Zero-shot Modal BEV Conversion: Models such as Zero-BEV disentangle geometric warping from per-modality feature transformation, using cross-attention to map semantic, motion, or detection features to the BEV (Monaci et al., 2024).

Most implementations exploit standard grid-sample operations available in frameworks like PyTorch and use end-to-end losses that supervise either the BEV representation, upstream pose, or occupancy predictions.

6. Empirical Impact and Limitations

The empirical impact of differentiable BEV-warping modules is quantified by consistent improvements in downstream BEV task metrics when uncertainty modeling, higher depth-bin resolution, and full analytic differentiability are used. In "FisheyeGaussianLift", replacing full Gaussian splatting with hard-quantized lifting/splatting led to a $-3.55\%$ drop in drivable IoU and $-5.16\%$ in vehicle IoU. Reductions in depth-bin count or simplifying covariance to isotropic forms also degrade performance, confirming the value of fine-grained differentiable warping and uncertainty-aware modeling (Sonarghare et al., 21 Nov 2025).

Simplifying assumptions (e.g., flat ground, constant camera height, negligible nonplanarity) limit accuracy in highly nonplanar or noisy settings. A plausible implication is that combination with learned or probabilistic depth estimators, and robust marginalization, is necessary for scaling to large-scale, unstructured scenes.

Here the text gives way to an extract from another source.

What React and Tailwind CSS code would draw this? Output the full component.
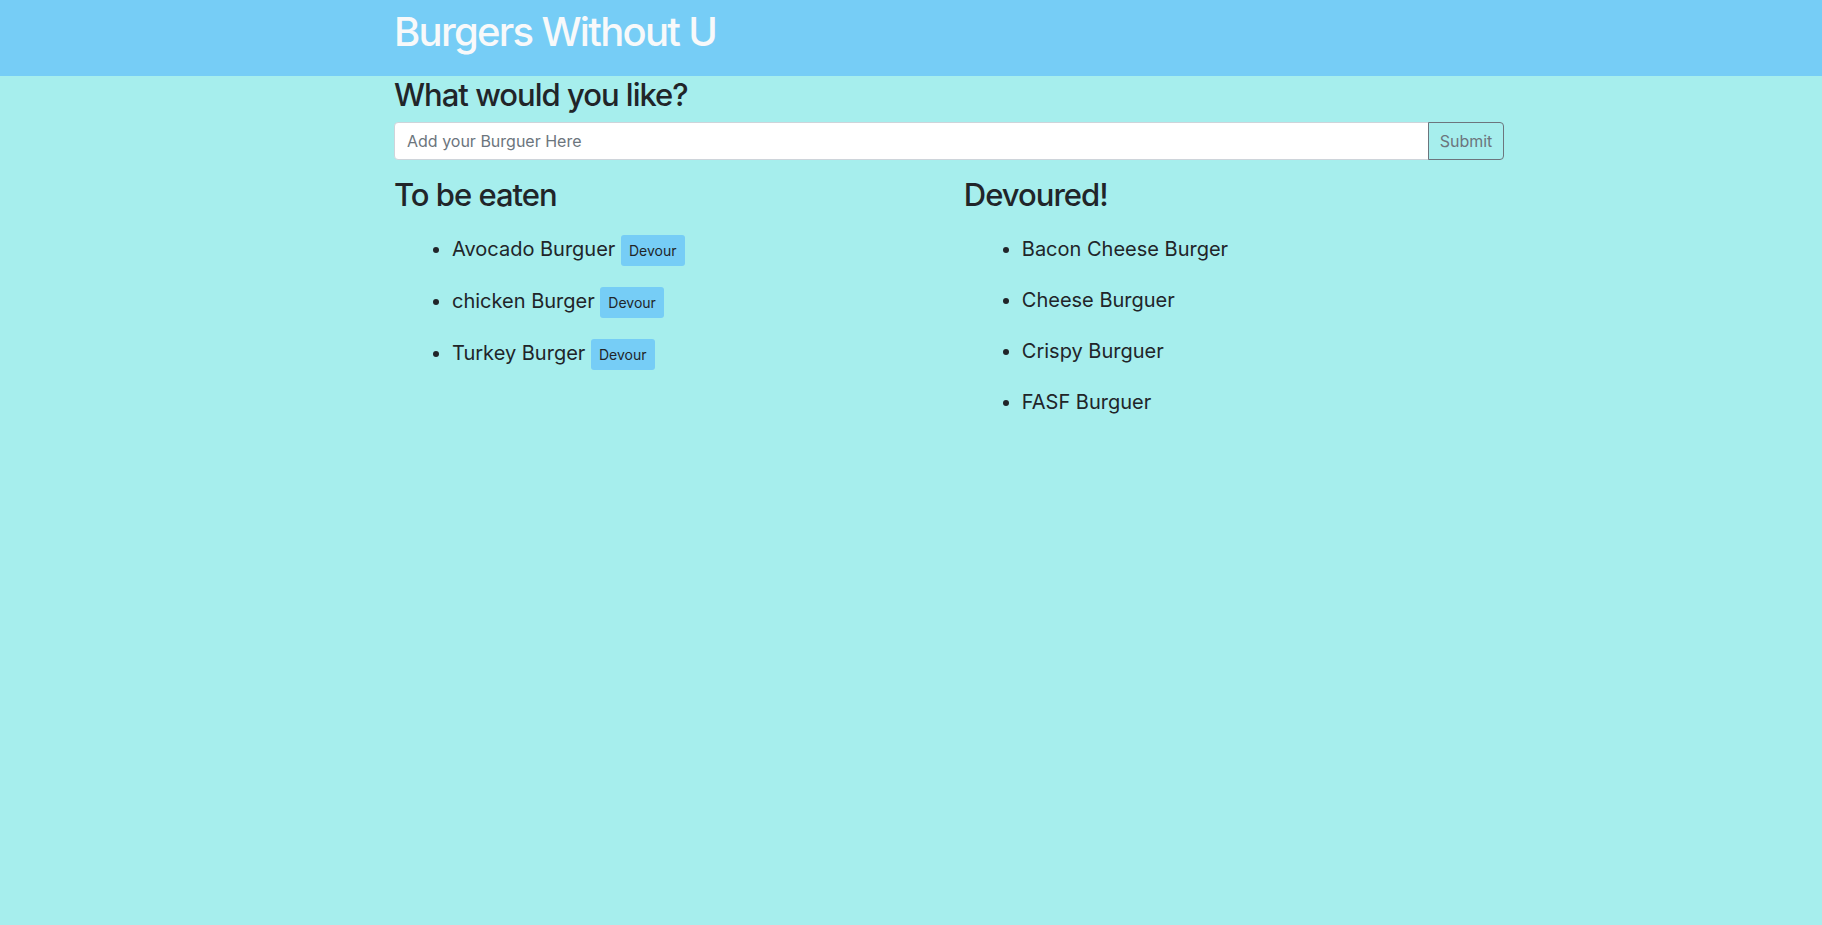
import React, { useState } from 'react';

const toEat = ['Avocado Burguer', 'chicken Burger', 'Turkey Burger'];
const devoured = ['Bacon Cheese Burger', 'Cheese Burguer', 'Crispy Burguer', 'FASF Burguer'];

export default function App() {
  const [value, setValue] = useState('');

  return (
    <div className="min-h-[925px] bg-[#a6eeed] text-[#212529] font-['Inter','Noto_Sans',sans-serif]">
      {/* Header */}
      <div className="h-[76px] bg-[#76cdf6]">
        <div className="w-[1140px] ml-[379px] px-[15px] pt-[8px]">
          <h1 className="text-[40px] leading-[48px] font-medium text-[#f8f9fa] tracking-[-1.7px]">
            Burgers Without U
          </h1>
        </div>
      </div>

      <div className="w-[1140px] ml-[379px] px-[15px]">
        <h2 className="text-[31px] leading-[38px] font-medium mb-[8px] tracking-[-1px]">What would you like?</h2>
        <form className="flex mb-[16px]" onSubmit={(e) => e.preventDefault()}>
          <input
            value={value}
            onChange={(e) => setValue(e.target.value)}
            placeholder="Add your Burguer Here"
            className="flex-1 h-[38px] bg-white border border-[#ced4da] rounded-l-[4px] px-[12px] text-[16px] placeholder:text-[#6c757d] outline-none"
          />
          <button
            type="submit"
            className="h-[38px] w-[76px] border border-[#6c757d] rounded-r-[4px] text-[16px] text-[#6c757d] -ml-px"
          >
            Submit
          </button>
        </form>

        <div className="flex">
          <div className="w-[570px] pr-[15px]">
            <h2 className="text-[31px] leading-[38px] font-medium mb-[8px] tracking-[-1px]">To be eaten</h2>
            <ul className="list-disc pl-[58px] pt-[2px]">
              {toEat.map((b) => (
                <li key={b} className="text-[20px] leading-[31px] py-[10px]">
                  {b}{' '}
                  <button className="inline-block align-middle bg-[#76cdf6] rounded-[3px] px-[8px] h-[31px] text-[14px] leading-[21px] text-[#212529]">
                    Devour
                  </button>
                </li>
              ))}
            </ul>
          </div>
          <div className="w-[570px] px-[15px]">
            <h2 className="text-[31px] leading-[38px] font-medium mb-[8px] tracking-[-1px]">Devoured!</h2>
            <ul className="list-disc pl-[58px] pt-[2px]">
              {devoured.map((b) => (
                <li key={b} className="text-[20px] leading-[31px] py-[10px]">
                  {b}
                </li>
              ))}
            </ul>
          </div>
        </div>
      </div>
    </div>
  );
}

7. Summary Table: Representative Approaches

Approach	Core Mechanism	Uncertainty Handling
FisheyeGaussianLift (Sonarghare et al., 21 Nov 2025)	3D Gaussian lifting + splatting	Per-pixel mean/covariance
BEV-Net (Dai et al., 2021)	Homography-based grid sampling	Deterministic, with group transforms for head heights
Zero-BEV (Monaci et al., 2024)	Inverse-perspective + cross-attention	Geometry-modality disentangled, optional depth
VIO BEV (Chen et al., 2021)	Analytic re-projection + bilinear	None, relies on flat-plane

This field's advances underscore the importance of differentiable geometric modules—rooted in solid camera and scene modeling—for enabling robust, interpretable, and high-performance BEV perception systems.